Генннадий Бурбулис: Мы беседуем, а мне названивают по спецсвязи: ну как, ну как?
Кто названивал?
Генннадий Бурбулис: Сергей Шахрай, Гайдар, Шохин, Головков. Давайте думать, готовиться к съезду, готовить доклад о радикальных экономических реформах и обдумывать структуру кабинета и руководства.
Ельцин окончательное решение принял после этих трех дней в Сочи?
Генннадий Бурбулис: Нет, он принял решение, что эта программа убедительная. Мы договорились, что он встретится с Егором Тимуровичем, и эта встреча — тоже сюжет, на мой взгляд: человеку 35 лет, журнал «Коммунист», газета «Правда» — встречаются, разговаривают. Что объединило этих двух очень разных людей — 60-летнего партийного деятеля иерархии тоталитарной империи и любителя книг с экзотической фамилией, молодого человека? Ельцин был удивлен и восхищен, насколько Гайдар четко и предметно формулировал свою позицию. Я думаю, что его порадовали и восхитили ясность ума и умение воздержаться от каких-то деталей, нюансов, выделяя суть проблемы, которую надо решать, методы, которыми надо действовать. Второе — Ельцин знал про Гайдара, чей он сын, внук и так далее. Но я абсолютно уверен, что не последнюю роль в выборе Борисом Николаевичем Егора Тимуровича сыграли два обстоятельства.

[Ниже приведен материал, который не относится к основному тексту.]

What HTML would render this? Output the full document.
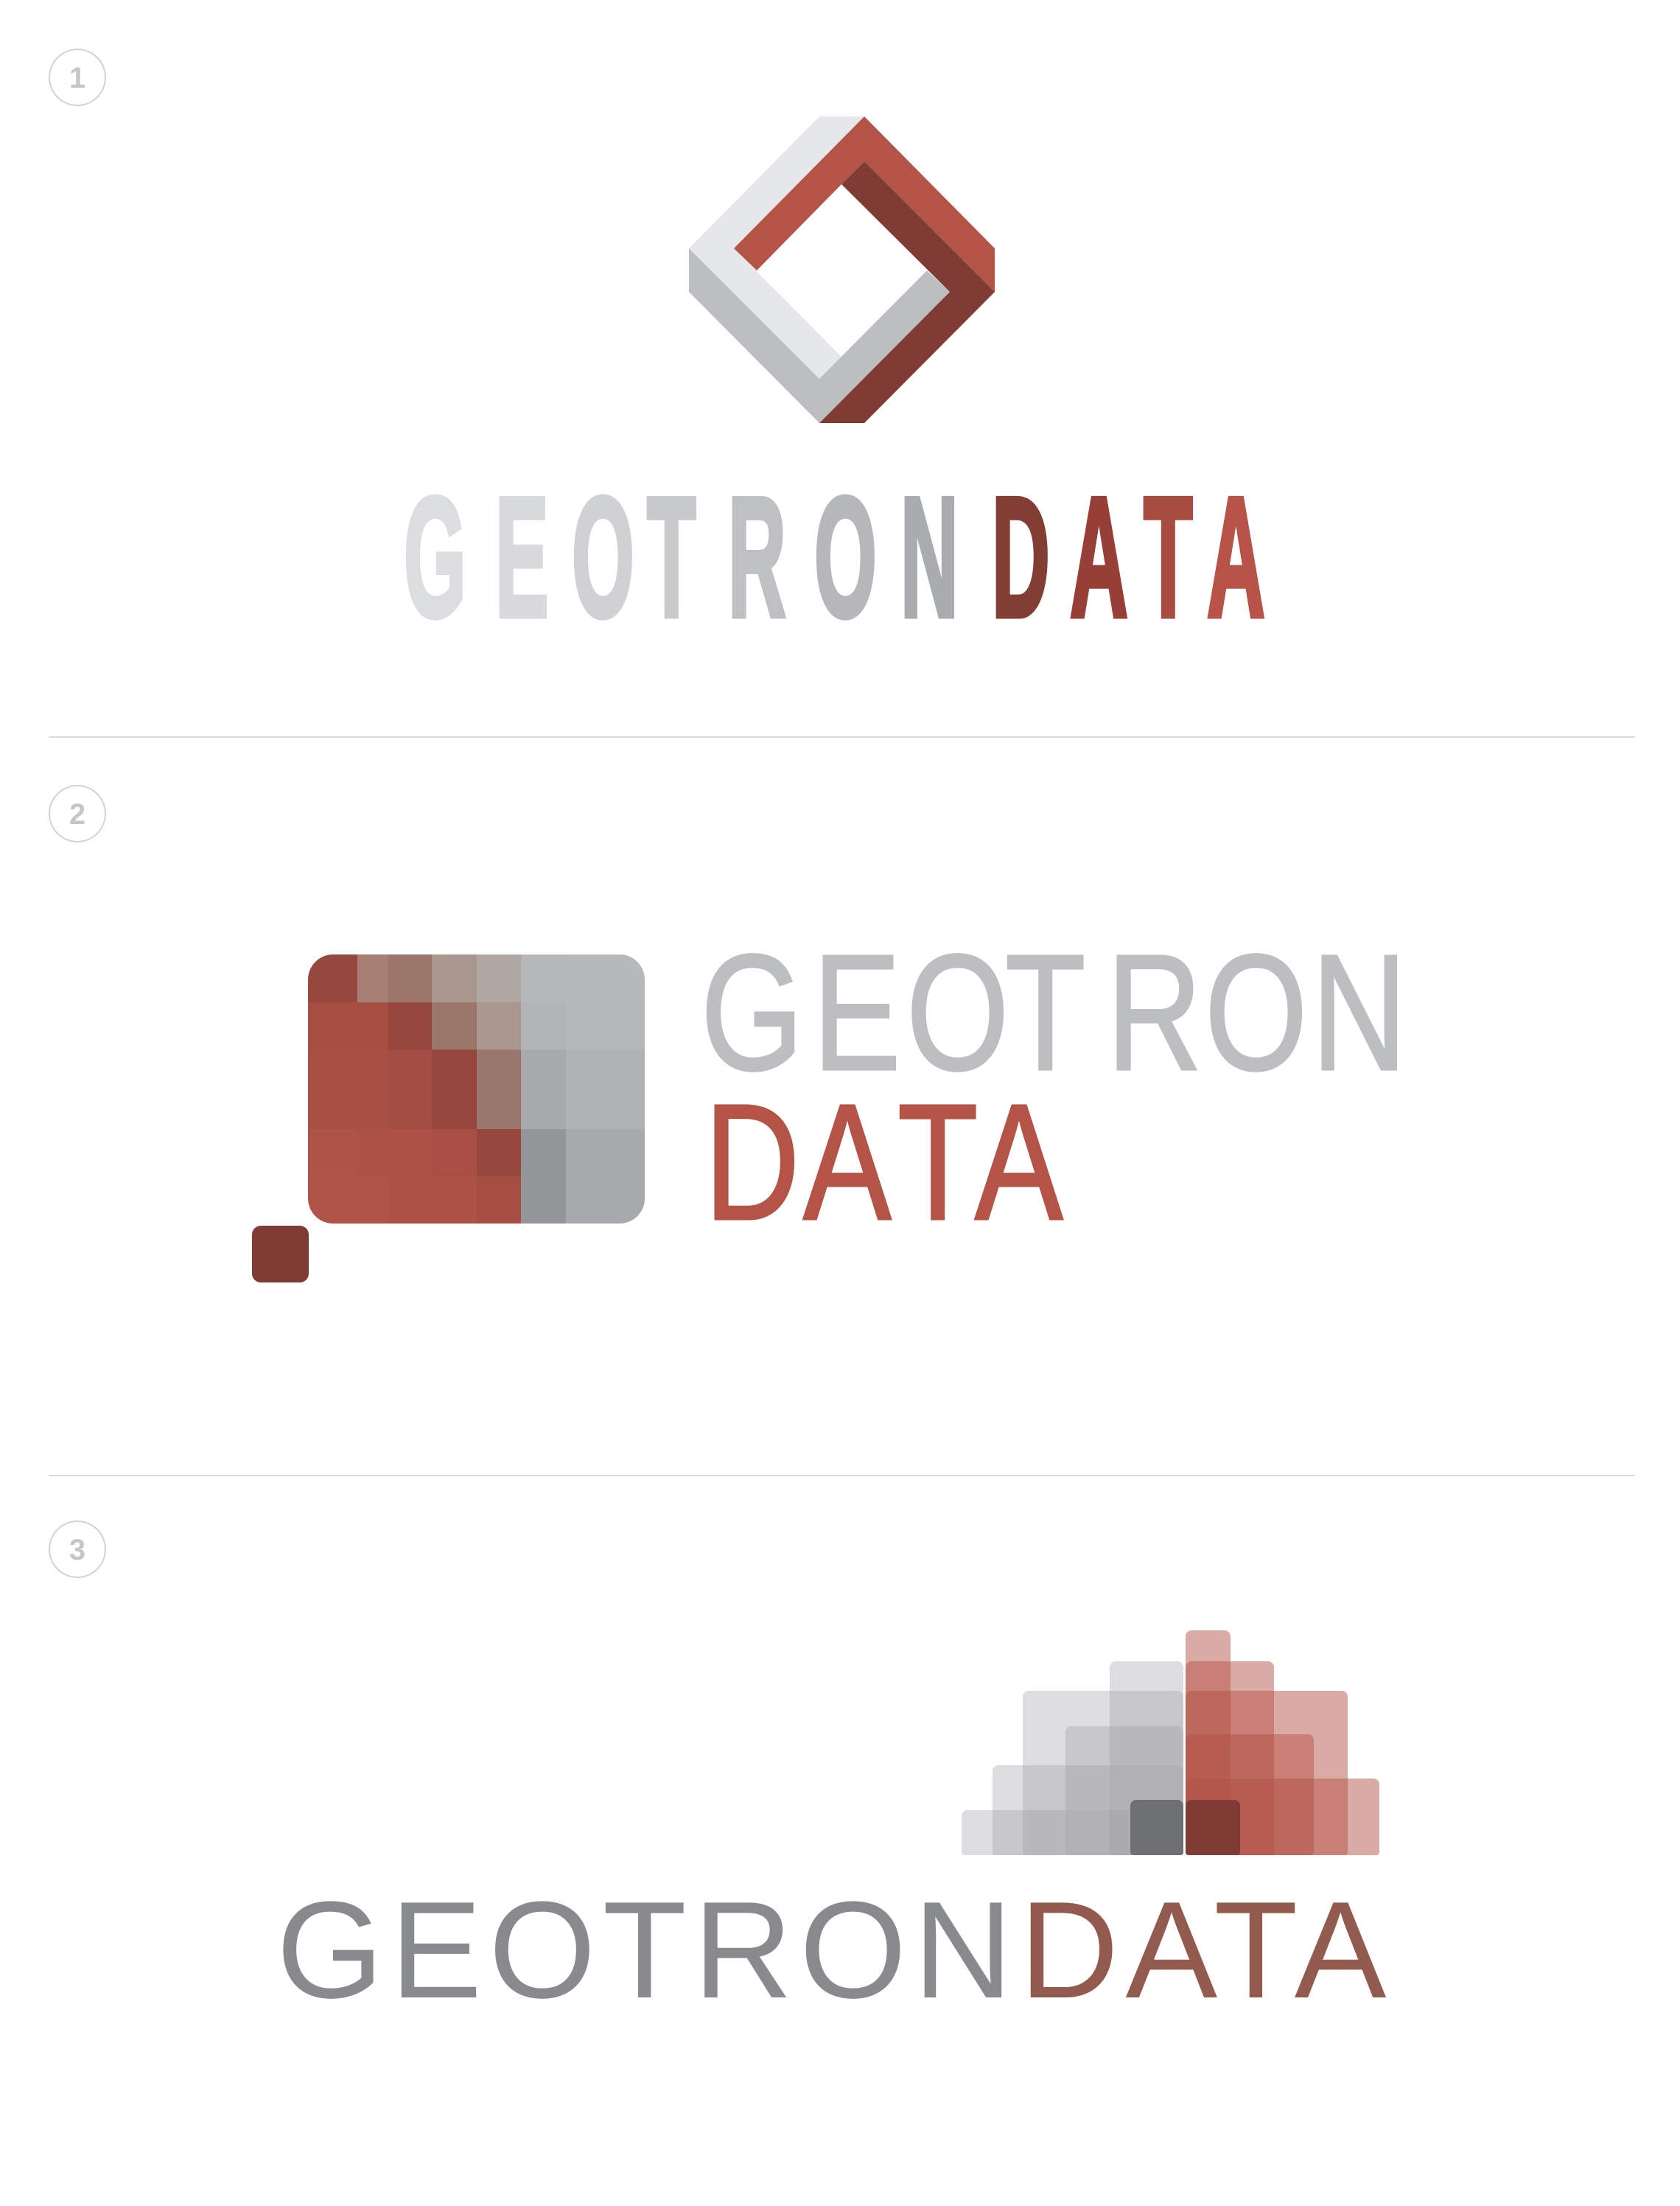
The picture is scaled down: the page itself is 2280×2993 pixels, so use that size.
<!DOCTYPE html>
<html><head><meta charset="utf-8"><style>
html,body{margin:0;padding:0;background:#fff;}
body{width:2280px;height:2993px;position:relative;overflow:hidden;font-family:"Liberation Sans",sans-serif;}
.c{position:absolute;width:78px;height:78px;border:2px solid #d2d2d2;border-radius:50%;box-sizing:border-box;text-align:center;line-height:76px;font-size:40px;font-weight:bold;color:#c6c6c6;}
.hr{position:absolute;left:67px;width:2152px;height:2px;background:#dcdcdc;}
.l{position:absolute;display:block;transform-origin:0 0;white-space:nowrap;line-height:1;}
.w1{font-weight:bold;font-size:232px;transform:scaleX(0.47);-webkit-text-stroke:7px currentColor;}
.w2{font-size:224px;transform:scaleX(0.8);-webkit-text-stroke:3px currentColor;}
.bar{position:absolute;border-radius:8px 8px 4px 4px;}
.r{background:rgba(178,80,66,0.48);}
.g{background:rgba(160,162,166,0.36);}
</style></head><body>
<div class="c" style="left:66px;top:66px">1</div>
<div class="hr" style="top:999px"></div>
<div class="c" style="left:66px;top:1065px">2</div>
<div class="hr" style="top:2001px"></div>
<div class="c" style="left:66px;top:2063px">3</div>

<svg style="position:absolute;left:0;top:0" width="2280" height="700">
<polygon fill="#e6e7e8" points="1112,158 1173,158 996,337 1142,484 1112,514 935,337"/>
<polygon fill="#bcbec0" points="935,337 1112,514 1258,367 1289,396 1112,574 935,396"/>
<polygon fill="#b35446" points="1173,158 1350,337 1350,396 1173,219 1142,250 1027,367 996,337"/>
<polygon fill="#7e3c34" points="1173,219 1350,396 1173,574 1112,574 1289,396 1142,250"/>
</svg>

<div style="position:absolute;left:0;top:0">
<span class="l w1" style="left:548px;top:641px;color:#dcdddf">G</span>
<span class="l w1" style="left:672px;top:641px;color:#d9dadb">E</span>
<span class="l w1" style="left:776px;top:641px;color:#d0d1d2">O</span>
<span class="l w1" style="left:878px;top:641px;color:#c8c9ca">T</span>
<span class="l w1" style="left:988px;top:641px;color:#bfc0c2">R</span>
<span class="l w1" style="left:1105px;top:641px;color:#b5b7b9">O</span>
<span class="l w1" style="left:1222px;top:641px;color:#a9acae">N</span>
<span class="l w1" style="left:1346px;top:641px;color:#823d35">D</span>
<span class="l w1" style="left:1452px;top:641px;color:#973f37">A</span>
<span class="l w1" style="left:1552px;top:641px;color:#a84b40">T</span>
<span class="l w1" style="left:1638px;top:641px;color:#b85347">A</span>
</div>

<!-- logo 2 -->
<div style="position:absolute;left:418px;top:1295px;width:457px;height:365px;border-radius:34px;overflow:hidden">
<svg width="457" height="365" style="display:block">
<g transform="translate(-418,-1295)">
<rect x="418" y="1295" width="67" height="65" fill="#96483e"/><rect x="485" y="1295" width="42" height="65" fill="#a87f75"/><rect x="527" y="1295" width="59" height="65" fill="#9a766b"/><rect x="586" y="1295" width="61" height="65" fill="#a8968f"/><rect x="647" y="1295" width="60" height="65" fill="#b0a7a3"/><rect x="707" y="1295" width="61" height="65" fill="#b6b7ba"/><rect x="768" y="1295" width="107" height="65" fill="#b8b9bc"/>
<rect x="418" y="1360" width="109" height="64" fill="#a74e43"/><rect x="527" y="1360" width="59" height="64" fill="#96473d"/><rect x="586" y="1360" width="61" height="64" fill="#9a766b"/><rect x="647" y="1360" width="60" height="64" fill="#a8968f"/><rect x="707" y="1360" width="61" height="64" fill="#b3b4b7"/><rect x="768" y="1360" width="107" height="64" fill="#b6b7ba"/>
<rect x="418" y="1424" width="109" height="108" fill="#a95045"/><rect x="527" y="1424" width="59" height="108" fill="#a44d43"/><rect x="586" y="1424" width="61" height="108" fill="#96473d"/><rect x="647" y="1424" width="60" height="108" fill="#9a776c"/><rect x="707" y="1424" width="61" height="108" fill="#a8a9ac"/><rect x="768" y="1424" width="107" height="108" fill="#b0b1b4"/>
<rect x="418" y="1532" width="67" height="64" fill="#ad5347"/><rect x="485" y="1532" width="101" height="64" fill="#ab5146"/><rect x="586" y="1532" width="61" height="64" fill="#a94e44"/><rect x="647" y="1532" width="60" height="64" fill="#96473d"/><rect x="707" y="1532" width="61" height="64" fill="#939598"/><rect x="768" y="1532" width="107" height="64" fill="#a8a9ac"/>
<rect x="418" y="1596" width="109" height="64" fill="#b05348"/><rect x="527" y="1596" width="120" height="64" fill="#ae5247"/><rect x="647" y="1596" width="60" height="64" fill="#a74e43"/><rect x="707" y="1596" width="61" height="64" fill="#939598"/><rect x="768" y="1596" width="107" height="64" fill="#a8a9ac"/>
</g></svg></div>
<div style="position:absolute;left:342px;top:1663px;width:77px;height:77px;border-radius:12px;background:#7e3c34"></div>

<span class="l w2" style="left:951px;top:1262px;color:#bcbec0">G</span>
<span class="l w2" style="left:1103px;top:1262px;color:#bcbec0">E</span>
<span class="l w2" style="left:1230px;top:1262px;color:#bcbec0">O</span>
<span class="l w2" style="left:1364px;top:1262px;color:#bcbec0">T</span>
<span class="l w2" style="left:1502px;top:1262px;color:#bcbec0">R</span>
<span class="l w2" style="left:1635px;top:1262px;color:#bcbec0">O</span>
<span class="l w2" style="left:1780px;top:1262px;color:#bcbec0">N</span>
<span class="l w2" style="left:956px;top:1465px;color:#b35446">D</span>
<span class="l w2" style="left:1090px;top:1465px;color:#b35446">A</span>
<span class="l w2" style="left:1218px;top:1465px;color:#b35446">T</span>
<span class="l w2" style="left:1323px;top:1465px;color:#b35446">A</span>

<!-- logo 3 -->
<div style="position:absolute;left:-6px;top:0">
<div class="bar g" style="left:1311px;top:2456px;width:301px;height:61px"></div>
<div class="bar g" style="left:1353px;top:2395px;width:259px;height:122px"></div>
<div class="bar g" style="left:1394px;top:2294px;width:218px;height:223px"></div>
<div class="bar g" style="left:1452px;top:2342px;width:160px;height:175px"></div>
<div class="bar g" style="left:1512px;top:2254px;width:100px;height:263px"></div>
<div class="bar" style="left:1540px;top:2442px;width:72px;height:75px;background:#6f7072"></div>
<div class="bar r" style="left:1615px;top:2212px;width:61px;height:305px"></div>
<div class="bar r" style="left:1615px;top:2254px;width:120px;height:263px"></div>
<div class="bar r" style="left:1615px;top:2294px;width:220px;height:223px"></div>
<div class="bar r" style="left:1615px;top:2353px;width:174px;height:164px"></div>
<div class="bar r" style="left:1615px;top:2413px;width:263px;height:104px"></div>
<div class="bar" style="left:1615px;top:2442px;width:74px;height:75px;background:#7e3c34"></div>
</div>

<div style="position:absolute;left:375px;top:2552px;font-size:187px;line-height:1;letter-spacing:9px;white-space:nowrap;color:#898a8d">GEOTRON<span style="color:#935a4f">DATA</span></div>
</body></html>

Во-первых, со всей романтикой гайдаровского творчества на заре этой нашей мечты о социалистическом счастье, со всеми тимуровскими подвигами, со всей этой нравственностью служения, героизма, Ельцин, будучи человеком очень тонким на этот слух, что можно назвать «гул истории», почувствовал, что если доверит Гайдару ключевой сектор экономики в новом правительстве, фамилия и родословная, которая связана с этой романтикой, — это будет интересно, это будет красиво. Но мало того, что Гайдар в детстве каждое лето проводил у дедушки с бабушкой у нас в Свердловске, бегал по улице Чапаева, тут еще добавляется почти родственный след — он уралец. Совершенно потрясающий, неожиданный комплекс культурных кодов — и при этом, конечно, передовая экономическая мысль.